Friday, November 28, 2014

Around Town ~ Wine

Anyone who's read our prior entries on this blog know that I prefer Belgium beer to wine.  I've found beer to be a more complex beverage.  Perhaps just as importantly, Jude and I are moderately allergic to sulfites and have been known to turn red in the face when we've encountered a wine heavy in them.   Yeast Piss (that wonderful ETOH) in beer is just fine for me.  Wine is a little more dicey.  But by carefully selecting her wines Jude continues to enjoy some very good vintages.

So what was I doing going to le Salon des Vins des Vingerons Independants?  What can I say?  We'd been invited by some friends from our French/English conversation group and, well, what can be more authentically French than wine?  It was time to Roll the Dice and see what happened.

One of the interesting things I learned is that the French don't typically drink wine in the afternoon from, say, 14h00 to 18h00.  It is, however, completely socially acceptable to have wine with le dejuner, bien sur.  For this reason our start time was set for a French culturally dictated as being appropriate and acceptable 11h00.

I girded my loins and set off for a day of wine tasting with the hope of finding a bio-dynamic wine san sulfite ajouter.

Arriving at la Porte de Versailles Paris Expo Pavillon 7/1 and presenting our billet produced a pair of perfectly useable, perfectly wonderful wine glasses.  For free.  The wine glass had un mignon gar etched into it.  Les billet were free, too.
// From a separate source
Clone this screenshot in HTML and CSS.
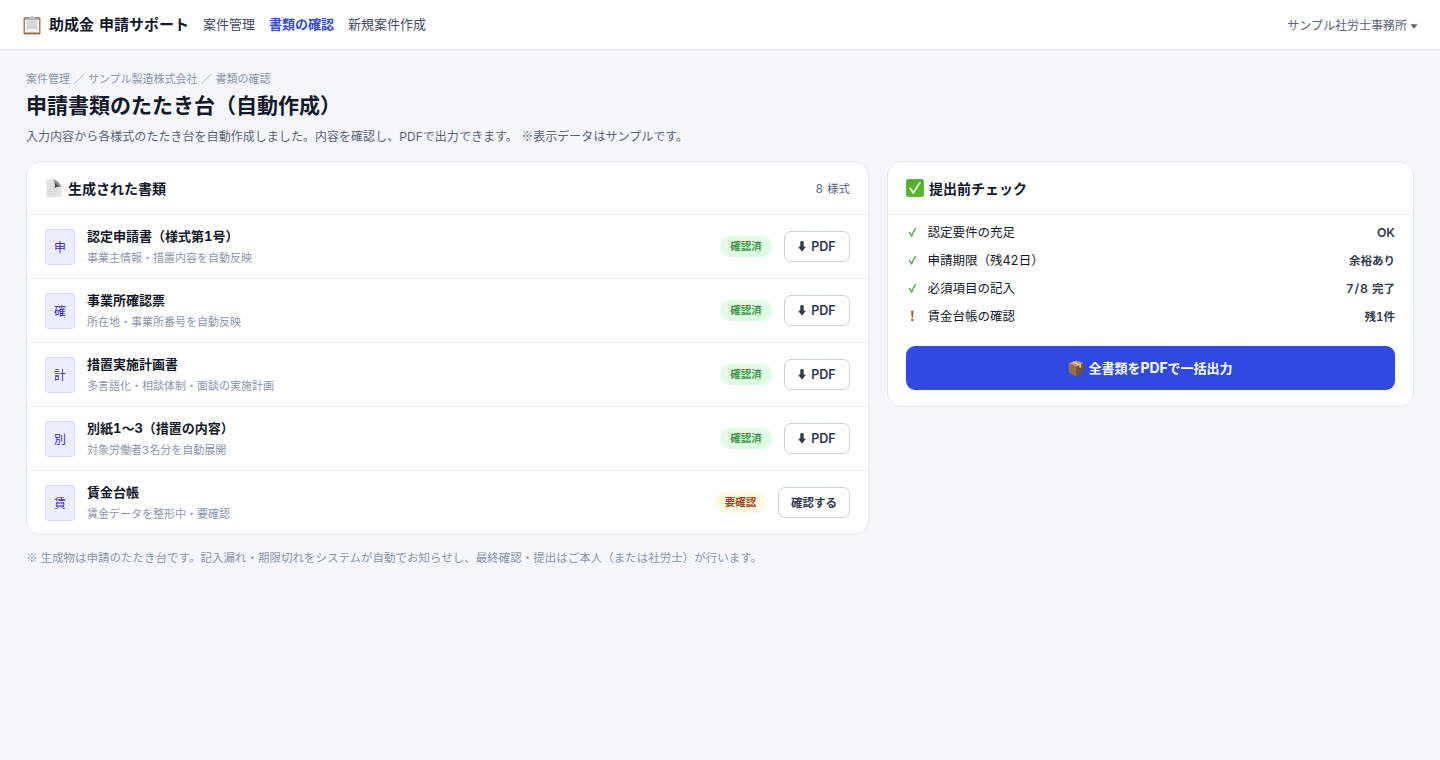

I have no idea where Jacky found les billet, but, as with my experience with le Salon de la Photo, I love the lengths people will go to acquire something for free.

Free wine glass in hand I turned to face... um... oh... wow!  I've never in my life seen anything like this.  There are as many aisles of wine vendors as there are letters in the alphabet.  There are... oh... hell... the wine prevents from performing the calculation.  Let's just say Jacky told me, as he spread his arms as if surveying His Domain, voici 1,100+ wine producers selling their wines to any and all who would buy.

I had no idea.  I'd studied a little about French wines years ago before my wife and I became allergic to sulfites.  I thought I knew something about the incredible variety of wines to be found here.  But, honestly, I really had no direct experience with... ah... er... Man Alive!... where does a person begin?... how does a person wrap their mind around this?... Yikes!  I'm a Yank in Paris and well out of my depth here!!

Jacky pulled off to the side and looked thru a thick book that listed all the vendors to be found at la Porte de Versailles Paris Expo Pavillon 7/1.  He asked what I liked, wrote down a few coordinates, and then suggested we start with what he knew.  That would be wines from the Loire where he grew up.

As we threaded are way through the vast crowd I couldn't help be notice that cases and cases and cases of wine were being hauled out of la Porte de Versailles Paris Expo Pavillon 7/1 by any and all means possible.  Hand carts.  Hand trucks.  Caddys.  Pallet movers.  Caged trollies.  Human shoulders.  Human hands.  I thought "... so this is what les Halles must've been like before they sent the Belly of Paris off to live in sanitized place called Rungis..."  I was nearly run over by people hauling their loot every time I tried to look at the wines on offer.

Fortunately Our Man Jacky knew a Good Thing(tm) when he saw it and we pulled up to the counter at a producer from Cheverny (Loire).  The wines were decent and the conversation lively.  I listened and let Jacki fire up the vendor with brisk, bracing discussions about Youth These Days.  I learned that in Former Times the French allowed their children to enjoy a little wine with fruit juice.  They did this so their children could learn about taste, about how to select a decent wine, and to help them enjoy the health benefits of this National Beverage.  Alas, those days are gone and college kids here do the same things as their counterparts in the US.  They get Blindingly Drunk for no other reason than to get Blindingly Drunk.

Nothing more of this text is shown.